More than 400 colleges now require Covid vaccinations, a total that’s nearly doubled over the last month. Some require only that students get inoculated; others insist that employees do as well. Many of the rest “strongly encourage” vaccination and, in some cases, offer hefty incentives (Purdue is giving away 10 one-year scholarships). Mandate or no, the message is clear: Get the jab.
At the same time, a number of colleges are also discouraging discussion of vaccination status. For instance, at the University of Iowa, which doesn’t require the shot, a recent memo sent to faculty and staff members in the liberal-arts college spells out formal “guidance” — rules, really — regarding vaccination conversations. After reading it, you might conclude that any mention of the vaccine at all is verboten.
Here’s what the guidance says: Faculty and staff members can’t ask students if they are vaccinated or if they plan to get vaccinated because doing so “may prompt disclosure of disability-related information.” The memo says instructors shouldn’t discuss vaccination status “during class, in emails, or in other communication to the class.” It warns instructors against participating in conversations among students about vaccination and tells them to be “alert to any coercive or pressuring behavior among students.”

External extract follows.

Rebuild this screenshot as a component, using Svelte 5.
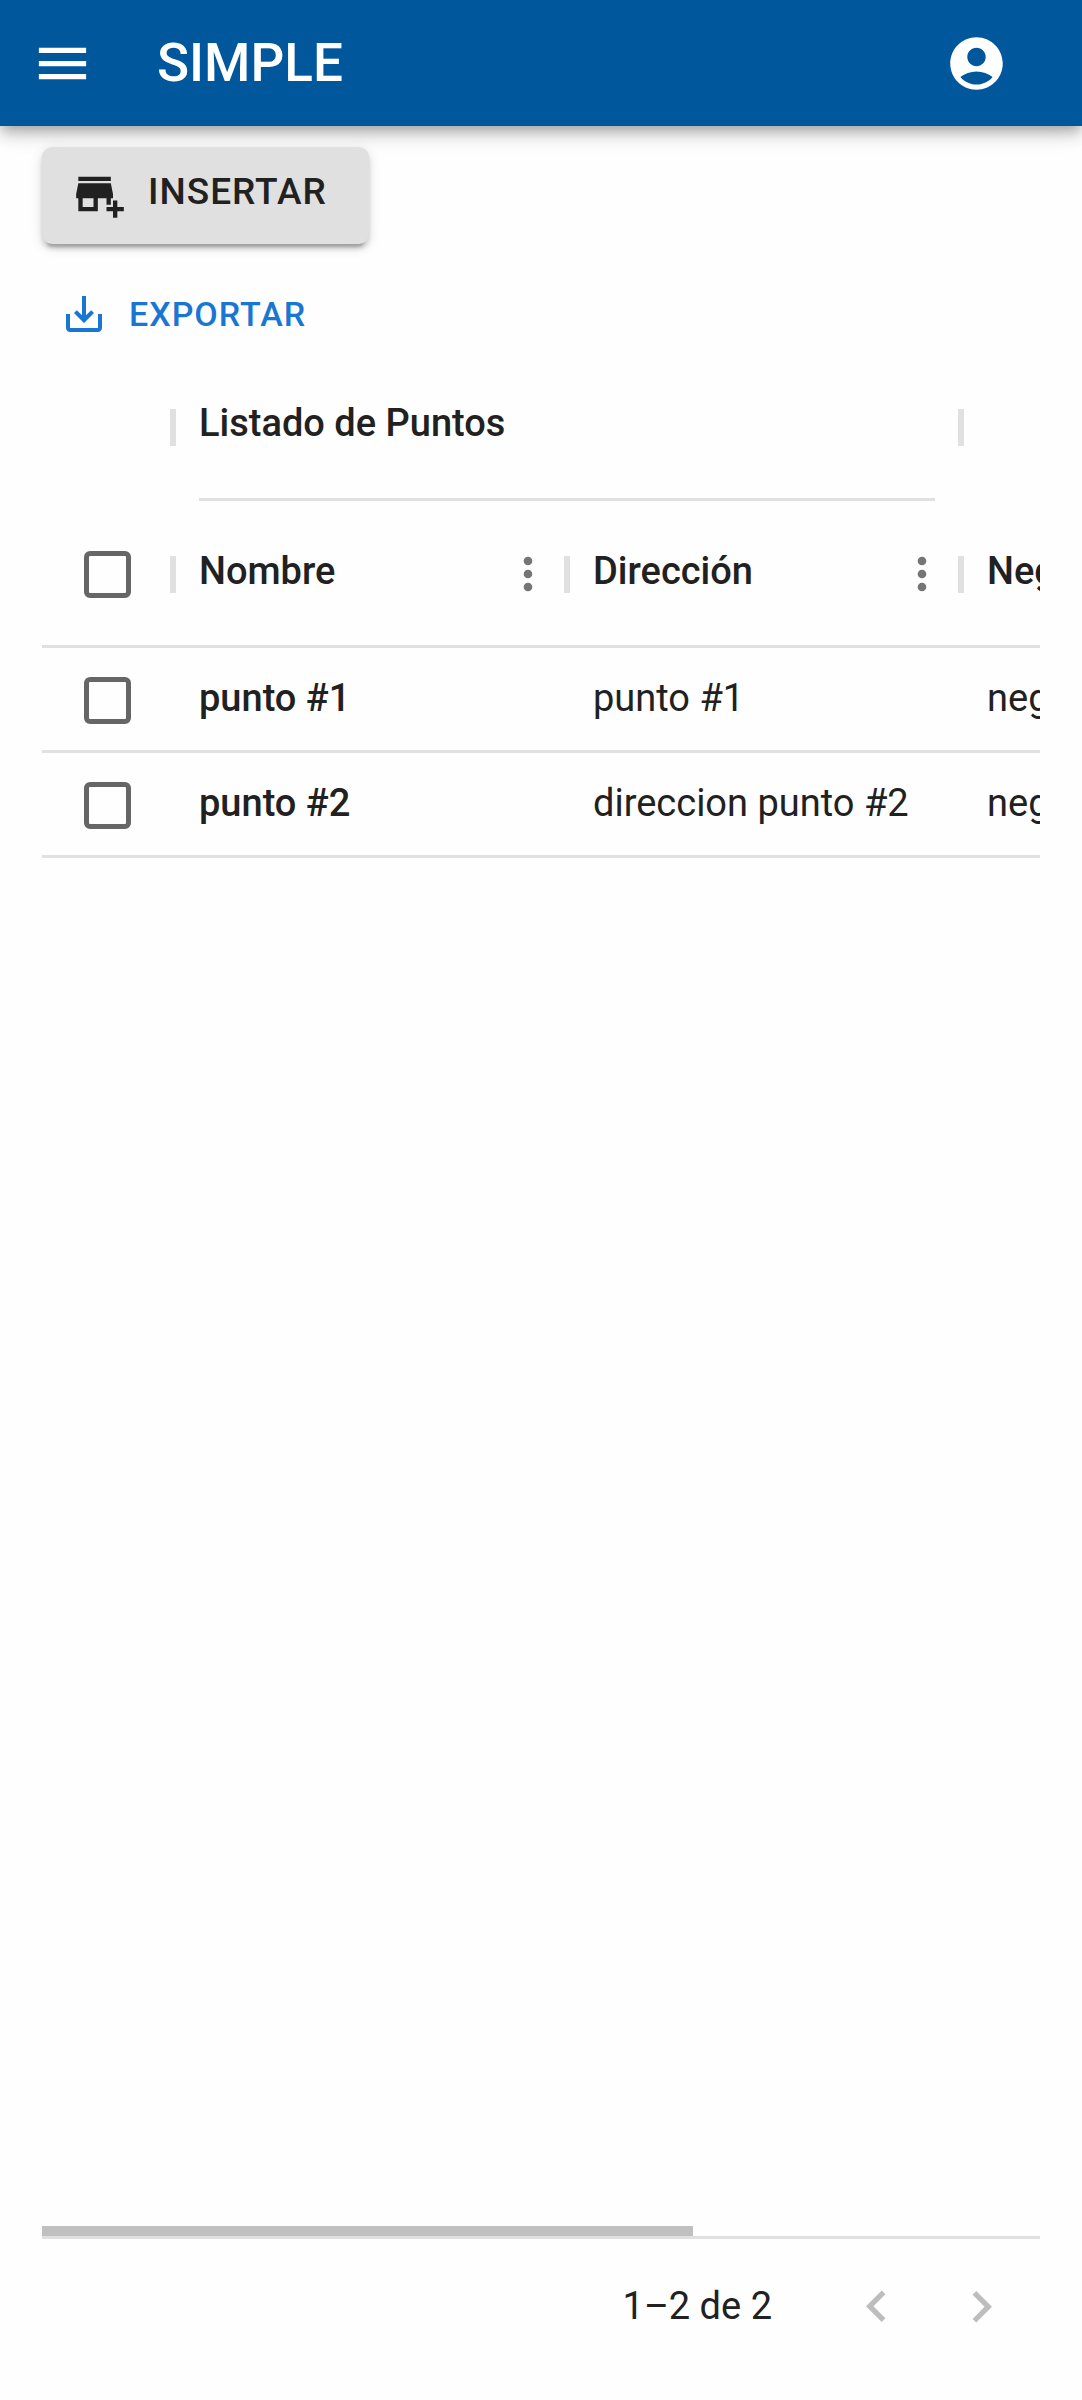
<script>
  const columns = ['Nombre', 'Dirección', 'Negocio'];
  const rows = [
    { nombre: 'punto #1', direccion: 'punto #1', negocio: 'negocio #1' },
    { nombre: 'punto #2', direccion: 'direccion punto #2', negocio: 'negocio #2' }
  ];

  let selected = $state(rows.map(() => false));
  let allSelected = $derived(selected.every(Boolean));

  let viewport = $state();
  let thumbWidth = $state(65);
  let thumbLeft = $state(0);

  function updateThumb() {
    if (!viewport) return;
    thumbWidth = (viewport.clientWidth / viewport.scrollWidth) * 100;
    thumbLeft = (viewport.scrollLeft / viewport.scrollWidth) * 100;
  }

  function toggleAll() {
    const next = !allSelected;
    selected = rows.map(() => next);
  }

  $effect(updateThumb);
</script>

<svelte:window onresize={updateThumb} />

<div class="page">
  <header class="appbar">
    <button class="icon-button" aria-label="Menú">
      <svg viewBox="0 0 24 24"><path d="M3 18h18v-2H3v2zm0-5h18v-2H3v2zm0-7v2h18V6H3z" /></svg>
    </button>
    <h1>SIMPLE</h1>
    <button class="icon-button" aria-label="Cuenta">
      <svg viewBox="0 0 24 24"><path d="M12 2C6.48 2 2 6.48 2 12s4.48 10 10 10 10-4.48 10-10S17.52 2 12 2zm0 4c1.93 0 3.5 1.57 3.500 3.500S13.930 13 12 13s-3.500-1.570-3.500-3.500S10.070 6 12 6zm0 14c-2.030 0-4.430-.82-6.140-2.880C7.550 15.800 9.680 15 12 15s4.450.8 6.140 2.120C16.430 19.180 14.030 20 12 20z" /></svg>
    </button>
  </header>

  <main>
    <button class="insert">
      <svg viewBox="0 0 24 24"><path d="M15 17h2v-3h1v-2l-1-5H2l-1 5v2h1v6h9v-6h4v3zm-6 1H4v-4h5v4zM2 4h15v2H2zM20 18v-3h-2v3h-3v2h3v3h2v-3h3v-2z" fill-rule="evenodd" /></svg>
      <span>INSERTAR</span>
    </button>

    <div class="toolbar">
      <button class="export">
        <svg viewBox="0 0 24 24"><path d="M19 12v7H5v-7H3v7c0 1.100.9 2 2 2h14c1.100 0 2-.9 2-2v-7h-2zm-6 .67l2.590-2.580L17 11.500l-5 5-5-5 1.410-1.410L11 12.670V3h2z" /></svg>
        EXPORTAR
      </button>
    </div>

    <div class="viewport" bind:this={viewport} onscroll={updateThumb}>
      <table>
        <colgroup>
          <col class="check-col" />
          <col class="data-col" />
          <col class="data-col" />
          <col class="data-col" />
          <col />
        </colgroup>
        <thead>
          <tr>
            <td class="separated"></td>
            <th class="separated" colspan="2" scope="colgroup">
              <div class="group">Listado de Puntos</div>
            </th>
            <td colspan="2"></td>
          </tr>
          <tr class="titles">
            <th class="check separated">
              <input type="checkbox" aria-label="Seleccionar todo" checked={allSelected} onchange={toggleAll} />
            </th>
            {#each columns as name}
              <th class="separated" scope="col">
                <div class="title">
                  <span>{name}</span>
                  <button class="menu" aria-label={`Menú de ${name}`}>
                    <svg viewBox="0 0 24 24"><path d="M12 8c1.100 0 2-.9 2-2s-.9-2-2-2-2 .9-2 2 .9 2 2 2zm0 2c-1.100 0-2 .9-2 2s.9 2 2 2 2-.9 2-2-.9-2-2-2zm0 6c-1.100 0-2 .9-2 2s.9 2 2 2 2-.9 2-2-.9-2-2-2z" /></svg>
                  </button>
                </div>
              </th>
            {/each}
            <td></td>
          </tr>
        </thead>
        <tbody>
          {#each rows as row, i}
            <tr>
              <td class="check">
                <input type="checkbox" aria-label={`Seleccionar ${row.nombre}`} bind:checked={selected[i]} />
              </td>
              <td class="text name">{row.nombre}</td>
              <td class="text">{row.direccion}</td>
              <td class="text">{row.negocio}</td>
              <td></td>
            </tr>
          {/each}
        </tbody>
      </table>
    </div>

    <div class="track">
      <div class="thumb" style:width={`${thumbWidth}%`} style:margin-left={`${thumbLeft}%`}></div>
    </div>

    <footer>
      <p>1–2 de 2</p>
      <button class="pager" disabled aria-label="Página anterior">
        <svg viewBox="0 0 24 24"><path d="M15.410 16.090l-4.580-4.590 4.580-4.590L14 5.500l-6 6 6 6z" /></svg>
      </button>
      <button class="pager" disabled aria-label="Página siguiente">
        <svg viewBox="0 0 24 24"><path d="M8.590 16.340l4.580-4.590-4.580-4.590L10 5.750l6 6-6 6z" /></svg>
      </button>
    </footer>
  </main>
</div>

<style>
  :global(body) {
    background: #fefefe;
  }

  .page {
    box-sizing: border-box;
    min-height: 100vh;
    display: flex;
    flex-direction: column;
    font-family: Roboto, 'Liberation Sans', sans-serif;
    font-size: 38px;
    color: #212121;
  }

  button {
    border: 0;
    padding: 0;
    background: none;
    color: inherit;
    font: inherit;
    cursor: pointer;
  }

  svg {
    display: block;
    flex: none;
    width: 52px;
    height: 52px;
    fill: currentColor;
  }

  .appbar {
    display: flex;
    align-items: center;
    height: 126px;
    padding: 0 74px 0 31px;
    background: #01579b;
    color: #fff;
    box-shadow:
      0 5px 10px -3px rgba(0, 0, 0, 0.2),
      0 10px 13px 0 rgba(0, 0, 0, 0.14),
      0 3px 26px 0 rgba(0, 0, 0, 0.12);
  }

  .icon-button svg {
    width: 63px;
    height: 63px;
  }

  h1 {
    flex: 1;
    margin: 0 0 0 63px;
    font-size: 53px;
    font-weight: 500;
    line-height: 84px;
  }

  main {
    flex: 1;
    display: flex;
    flex-direction: column;
    padding: 21px 42px 25px;
  }

  .insert {
    align-self: flex-start;
    display: flex;
    align-items: center;
    gap: 22px;
    height: 97px;
    padding: 0 42px 4px 32px;
    border-radius: 10px;
    background: #e0e0e0;
    font-size: 37px;
    font-weight: 500;
    letter-spacing: 1px;
    box-shadow:
      0 8px 3px -5px rgba(0, 0, 0, 0.2),
      0 5px 5px 0 rgba(0, 0, 0, 0.14),
      0 3px 13px 0 rgba(0, 0, 0, 0.12);
  }

  .insert span {
    padding-bottom: 4px;
  }

  .toolbar {
    display: flex;
    padding: 30px 8px 0;
  }

  .export {
    display: flex;
    align-items: center;
    gap: 21px;
    height: 80px;
    padding: 0 10px;
    color: #1976d2;
    font-size: 34px;
    font-weight: 500;
    letter-spacing: 1px;
  }

  .export svg {
    width: 48px;
    height: 48px;
  }

  .viewport {
    flex: 1;
    overflow-x: auto;
    scrollbar-width: none;
  }

  table {
    width: 1530px;
    table-layout: fixed;
    border-collapse: separate;
    border-spacing: 0;
  }

  .check-col {
    width: 131px;
  }

  .data-col {
    width: 394px;
  }

  th,
  td {
    box-sizing: border-box;
    padding: 0;
    text-align: left;
    font-weight: 400;
    white-space: nowrap;
  }

  thead tr > * {
    height: 147px;
  }

  th {
    font-weight: 500;
  }

  .separated {
    position: relative;
  }

  .separated::after {
    content: '';
    position: absolute;
    top: 55px;
    right: -3px;
    width: 6px;
    height: 37px;
    background: #e0e0e0;
  }

  .group {
    box-sizing: border-box;
    height: 147px;
    margin: 0 26px;
    border-bottom: 3px solid #e0e0e0;
    line-height: 138px;
  }

  .title {
    display: flex;
    align-items: center;
    justify-content: space-between;
    padding: 0 13px 0 26px;
  }

  .title span {
    padding-bottom: 6px;
  }

  .menu {
    color: #757575;
  }

  .titles > *,
  tbody td {
    padding-top: 2px;
    border-bottom: 3px solid #e0e0e0;
  }

  tbody td {
    height: 105px;
  }

  tbody .text {
    padding: 0 26px 2px;
  }

  .name {
    font-weight: 500;
  }

  input {
    appearance: none;
    box-sizing: border-box;
    display: block;
    width: 47px;
    height: 47px;
    margin: 0 auto;
    border: 5px solid #666;
    border-radius: 6px;
  }

  input:checked {
    border-color: #1976d2;
    background: #1976d2;
  }

  .track {
    border-bottom: 3px solid #e0e0e0;
  }

  .thumb {
    height: 10px;
    background: #c0c0c0;
  }

  footer {
    display: flex;
    align-items: center;
    justify-content: flex-end;
    height: 136px;
    padding-right: 6px;
  }

  footer p {
    margin: 0 52px 0 0;
    padding-bottom: 2px;
  }

  .pager {
    padding: 0 21px;
    color: #bdbdbd;
    cursor: default;
  }

  .pager svg {
    width: 63px;
    height: 63px;
  }
</style>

Left unsaid is what exactly qualifies as “pressuring” behavior. How does that differ from the “strong encouragement” that is the university’s public stance? What should an alert instructor do if he or she decides that one student is pressuring another student to get vaccinated? The memo doesn’t say, beyond encouraging instructors to “remind everyone that the university is committed to a voluntary approach to vaccination.” When asked for clarification, a university spokeswoman declined an interview and referred to an FAQ about the policy.
That guidance has been a topic of conversation among faculty members at Iowa who are worried about the message it sends. Christine Petersen, the director of the university’s Center for Emerging Infectious Diseases, points to situations, like working closely together in a lab or riding in a car, where vaccination status would be entirely reasonable to discuss. She’s in favor of mandatory vaccines for students, but since that is now apparently off the table at Iowa, she thinks talk about vaccination should be encouraged. “Policies like this one stifle thoughtful, research-based conversation,” Petersen says.
Other universities have issued similar, if some what less proscriptive, edicts. At the University of Tennessee at Knoxville, for example, an email from the provost’s office says that faculty members can’t ask about a student’s vaccination status and refers to a law passed by the state legislature that forbids state agencies, including public universities, from requiring vaccination. (That law doesn’t actually say whether it’s OK to ask about vaccination status.)
At some institutions it’s not obvious what is and isn’t permitted. Like Tennessee, the state of Texas forbids public universities from requiring vaccinations, but whether discussion of vaccination status is acceptable is uncertain. A recent campuswide email from the president of the University of Texas at Austin notes only that for those who are not fully vaccinated, wearing masks and social distancing is “optional but recommended.” A university spokesman said he wasn’t sure whether conversations about vaccination status are allowed.
To flat-out forbid conversations about vaccination could be seen as an infringement on academic freedom, according to Craig Klugman, a bioethicist at DePaul University. He’s heard the notion that asking students about vaccination status might be a violation of health-care privacy rules, known by the acronym Hipaa. But those rules wouldn’t apply to professors. “It’s really a lot of fear over a misunderstanding,” he says. “This is happening at the crossroads of law and ethics, and that makes for a turbulent space.”
At DePaul, students will be required to be vaccinated before returning in the fall, a policy that Klugman pushed the administration to adopt.
It matters how the topic of vaccination status is raised, argues Jeffrey Brosco, director of population health ethics at the University of Miami. A professor aggressively quizzing a student about whether he or she is vaccinated is inappropriate. And yet Brosco’s bothered by what appear to be administrative bans on an important discussion. “It’s those kinds of conversations that help people make good decisions,” he says. “That’s different from pointing a finger at someone during a class. We can and should be able to make those distinctions.”